Painting is by far one of the more popular forms of art in Belize. One artist that I came across is Benjamin Nicholas, an artist of Garifuna descent. He has traveled and studied in the US, but now resides in Dangriga, Belize. The thing that strikes me about his paintings is not necessarily the shadows, but it seems that the focal points are the highlights. It helps to create a very striking pull to the painting as a whole. It seems to capture the whole essence that the sun plays a very important role in the lives of Belizeans as the silent, omnipresent force surrounding all life there.
Another one of Belize’s most beloved painters is Pen Cayetano, who currently resides in Germany.
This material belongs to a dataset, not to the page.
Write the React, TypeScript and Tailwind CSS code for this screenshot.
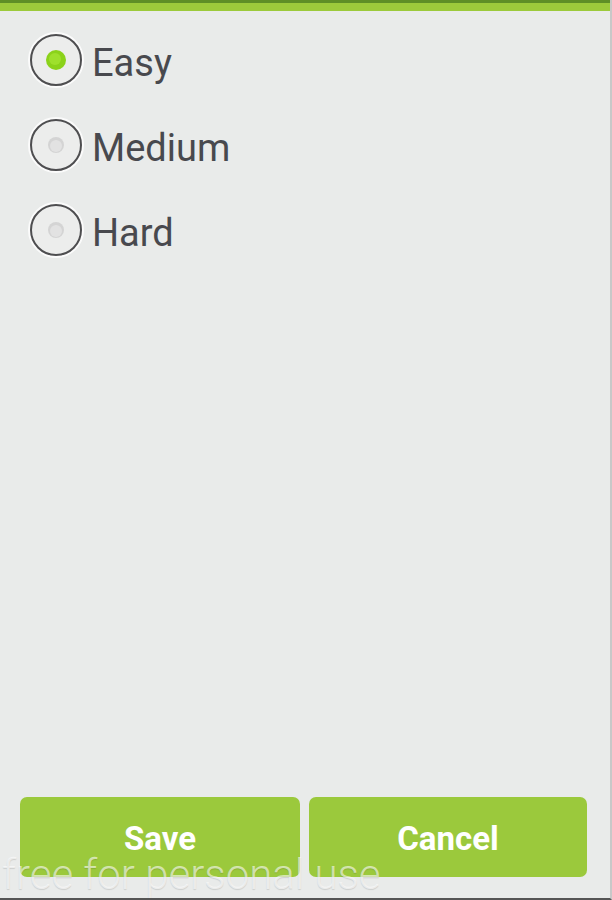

He does return to Belize every year for the Garifuna Settlement Day celebrations to keep in touch with the culture. Because he lives and works in Europe, he’s exposed to many different kinds of arts -- like impressionism -- and you can see those influences in his work. I read an interview with him, and one of the things that he said that struck me was that the arts are basically the catalyst to knowing life and culture of the times before your own time.
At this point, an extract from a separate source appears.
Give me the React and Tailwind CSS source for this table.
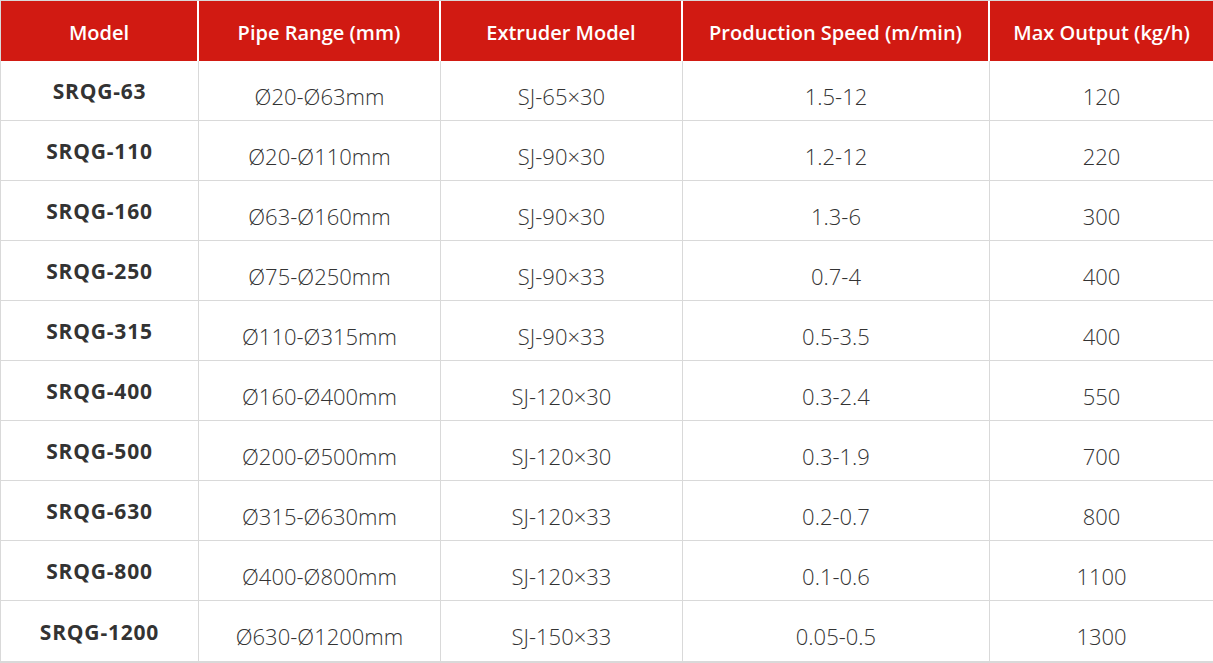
import React from "react";

const rows = [
  ["SRQG-63", "Ø20-Ø63mm", "SJ-65×30", "1.5-12", "120"],
  ["SRQG-110", "Ø20-Ø110mm", "SJ-90×30", "1.2-12", "220"],
  ["SRQG-160", "Ø63-Ø160mm", "SJ-90×30", "1.3-6", "300"],
  ["SRQG-250", "Ø75-Ø250mm", "SJ-90×33", "0.7-4", "400"],
  ["SRQG-315", "Ø110-Ø315mm", "SJ-90×33", "0.5-3.5", "400"],
  ["SRQG-400", "Ø160-Ø400mm", "SJ-120×30", "0.3-2.4", "550"],
  ["SRQG-500", "Ø200-Ø500mm", "SJ-120×30", "0.3-1.9", "700"],
  ["SRQG-630", "Ø315-Ø630mm", "SJ-120×33", "0.2-0.7", "800"],
  ["SRQG-800", "Ø400-Ø800mm", "SJ-120×33", "0.1-0.6", "1100"],
  ["SRQG-1200", "Ø630-Ø1200mm", "SJ-150×33", "0.05-0.5", "1300"],
];

const headers = ["Model", "Pipe Range (mm)", "Extruder Model", "Production Speed (m/min)", "Max Output (kg/h)"];

export default function App() {
  return (
    <div className="w-[1213px] h-[663px] bg-white" style={{ fontFamily: '"Open Sans", "Noto Sans", sans-serif' }}>
      <div className="border-t border-l border-b-2 border-[#d9d9d9]">
        <div className="grid grid-cols-[198px_242px_242px_307px_223px] h-[60px] bg-[#d11a12] text-white">
          {headers.map((h, i) => (
            <div key={i} className={`flex items-center justify-center pt-[4px] text-[20px] font-semibold ${i < 4 ? "border-r-2 border-white" : ""}`}>
              {h}
            </div>
          ))}
        </div>
        {rows.map((r, ri) => (
          <div key={ri} className={`grid grid-cols-[198px_242px_242px_307px_223px] h-[60px] ${ri < rows.length - 1 ? "border-b border-[#d9d9d9]" : ""}`}>
            {r.map((c, ci) => (
              <div
                key={ci}
                className={`flex items-center justify-center ${ci < 4 ? "border-r border-[#d9d9d9]" : ""} ${ci === 0 ? "text-[21px] font-bold text-[#333] tracking-[0.8px] pt-[3px]" : "text-[22px] font-light text-[#333] pt-[11px]"}`}
              >
                {c}
              </div>
            ))}
          </div>
        ))}
      </div>
    </div>
  );
}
Wood carving is a popular art in Belize. One of the most popular types of wood used is mahogany, but other woods are used as available as well. Many vendors will set up tables in market places and other public areas to sell their wares. Some wood carvings can be pretty rudimentary, but others can be quite elaborate.
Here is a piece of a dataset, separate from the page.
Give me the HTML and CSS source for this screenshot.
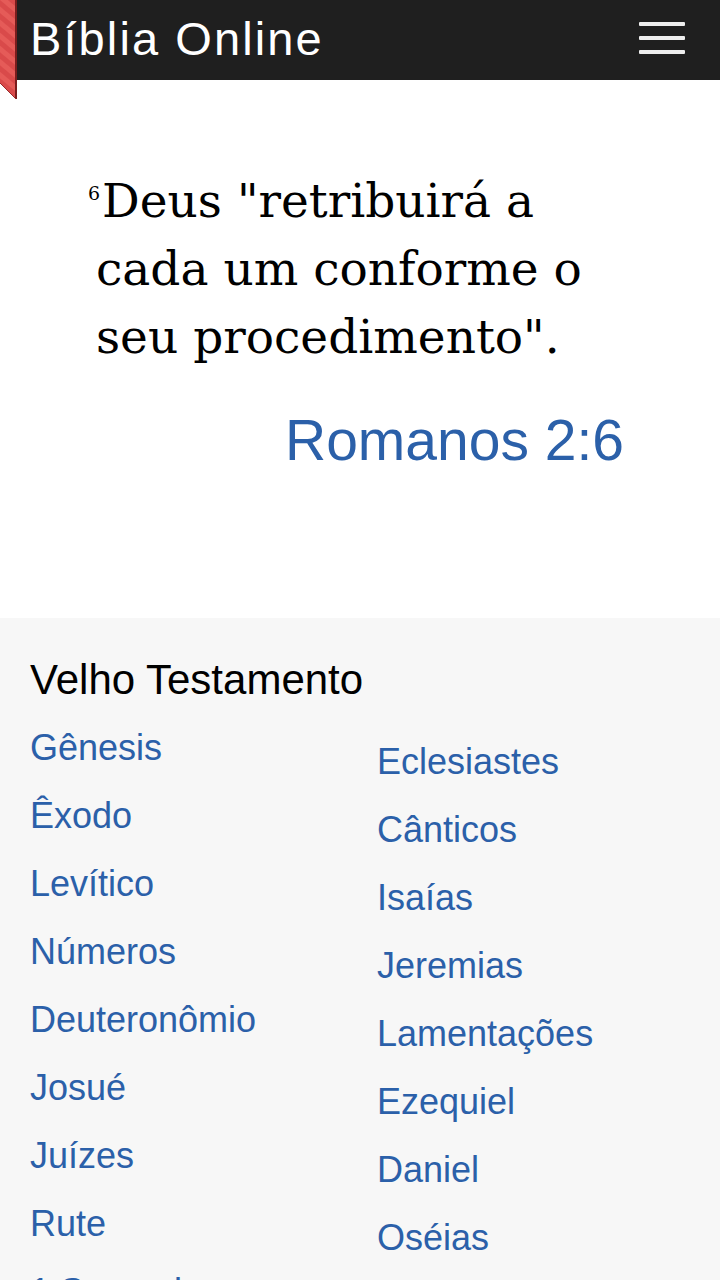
FILE: index.html
```html
<!DOCTYPE html>
<html lang="pt">
<head>
<meta charset="utf-8">
<title>Bíblia Online</title>
<link rel="stylesheet" href="styles.css">
</head>
<body>
<header class="topbar">
  <svg class="ribbon" width="17" height="100" viewBox="0 0 17 100">
    <defs>
      <pattern id="stripes" width="10" height="10" patternUnits="userSpaceOnUse" patternTransform="rotate(-50)">
        <rect width="10" height="10" fill="#d94a4a"/>
        <rect width="5" height="10" fill="#e55b58"/>
      </pattern>
    </defs>
    <polygon points="0,0 16,0 16,99 0,83" fill="url(#stripes)"/>
    <line x1="16" y1="0" x2="16" y2="99" stroke="#7a1d1d" stroke-width="2"/>
    <line x1="0" y1="83" x2="16" y2="99" stroke="#9a2a2a" stroke-width="1"/>
  </svg>
  <h1 class="brand">Bíblia Online</h1>
  <button class="menu" aria-label="Menu">
    <span></span><span></span><span></span>
  </button>
</header>

<section class="verse">
  <p class="verse-text"><sup class="num">6</sup>Deus "retribuirá a<br>cada um conforme o<br>seu procedimento".</p>
  <a class="ref" href="#">Romanos 2:6</a>
</section>

<section class="books">
  <h2 class="books-title">Velho Testamento</h2>
  <div class="cols">
    <ul class="col">
      <li><a href="#">Gênesis</a></li>
      <li><a href="#">Êxodo</a></li>
      <li><a href="#">Levítico</a></li>
      <li><a href="#">Números</a></li>
      <li><a href="#">Deuteronômio</a></li>
      <li><a href="#">Josué</a></li>
      <li><a href="#">Juízes</a></li>
      <li><a href="#">Rute</a></li>
      <li><a href="#">1 Samuel</a></li>
    </ul>
    <ul class="col col-right">
      <li><a href="#">Eclesiastes</a></li>
      <li><a href="#">Cânticos</a></li>
      <li><a href="#">Isaías</a></li>
      <li><a href="#">Jeremias</a></li>
      <li><a href="#">Lamentações</a></li>
      <li><a href="#">Ezequiel</a></li>
      <li><a href="#">Daniel</a></li>
      <li><a href="#">Oséias</a></li>
    </ul>
  </div>
</section>
</body>
</html>
```

FILE: styles.css
```css
html, body {
  margin: 0;
  padding: 0;
  background: #ffffff;
  font-family: "Liberation Sans", Arial, sans-serif;
}

.topbar {
  position: relative;
  height: 80px;
  background: #1f1f1f;
  display: flex;
  align-items: center;
  justify-content: space-between;
  padding: 0 35px 0 30px;
}

.ribbon {
  position: absolute;
  left: 0;
  top: 0;
  z-index: 2;
}

.brand {
  margin: 0;
  color: #ffffff;
  font-weight: normal;
  font-size: 47px;
  letter-spacing: 2.1px;
  line-height: 80px;
  position: relative;
  top: -1px;
}

.menu {
  background: none;
  border: 0;
  padding: 0;
  width: 46px;
  display: flex;
  flex-direction: column;
  gap: 10px;
  cursor: pointer;
  position: relative;
  top: -2px;
}

.menu span {
  display: block;
  height: 4px;
  border-radius: 1px;
  background: #eeeeee;
}

.verse {
  padding: 87px 90px 145px 96px;
  display: flex;
  flex-direction: column;
}

.verse-text {
  margin: 0;
  font-family: "DejaVu Serif", "Liberation Serif", serif;
  font-size: 47px;
  line-height: 68px;
  color: #000000;
}

.num {
  font-size: 19px;
  vertical-align: top;
  line-height: 52px;
  margin-left: -8px;
  margin-right: 2px;
}

.ref {
  align-self: flex-end;
  margin-top: 37px;
  margin-right: 6px;
  color: #2b60a9;
  text-decoration: none;
  font-size: 57px;
  line-height: 65px;
}

.books {
  background: #f7f7f7;
  padding: 38px 30px 0 30px;
  height: 624px;
  overflow: hidden;
}

.books-title {
  margin: 0 0 10px 0;
  font-weight: normal;
  font-size: 42px;
  line-height: 48px;
  color: #000000;
}

.cols {
  display: grid;
  grid-template-columns: 347px 1fr;
}

.col {
  list-style: none;
  margin: 0;
  padding: 0;
}

.col-right {
  padding-top: 14px;
}

.col li {
  height: 68px;
  line-height: 68px;
  font-size: 36px;
}

.col a {
  color: #2b60a9;
  text-decoration: none;
}
```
You won’t have to look far to find locally-made jewelry. Beads of all kinds of materials – normally jade, turquoise, coral, shells, bones and teeth – are used to make necklaces, bracelets, and other pieces. Most of the places where tourists are apt to go are great places to find locally made jewelry and wood carvings.
When it comes to Belizean literature, one of the names that consistently popped up in my searches is Zee Edgell. Having published four books, she previously had worked as an associate professor at Kent State University (in Kent, Ohio). In 2007, she was included as a Member of the Order of the British Empire as part of the Queen’s Birthday Honor List. Her first novel Beka Lamb was published in 1982, followed by In Times Like These (1991), The Festival of San Joaquin (1997), Time and the River (2007).
Because of the multi-lingual society that Belize encompasses, Belizean literature isn’t just written in English, but also covers literature in Spanish, Creole, and Garifuna. I did come across a book called An Anthology of Belizean Literature: English, Creole, Spanish, Garifuna by Víctor Manuel Durán that looks like it should be an excellent overview of Belizean literature. It’s available on Amazon.com for $28.01.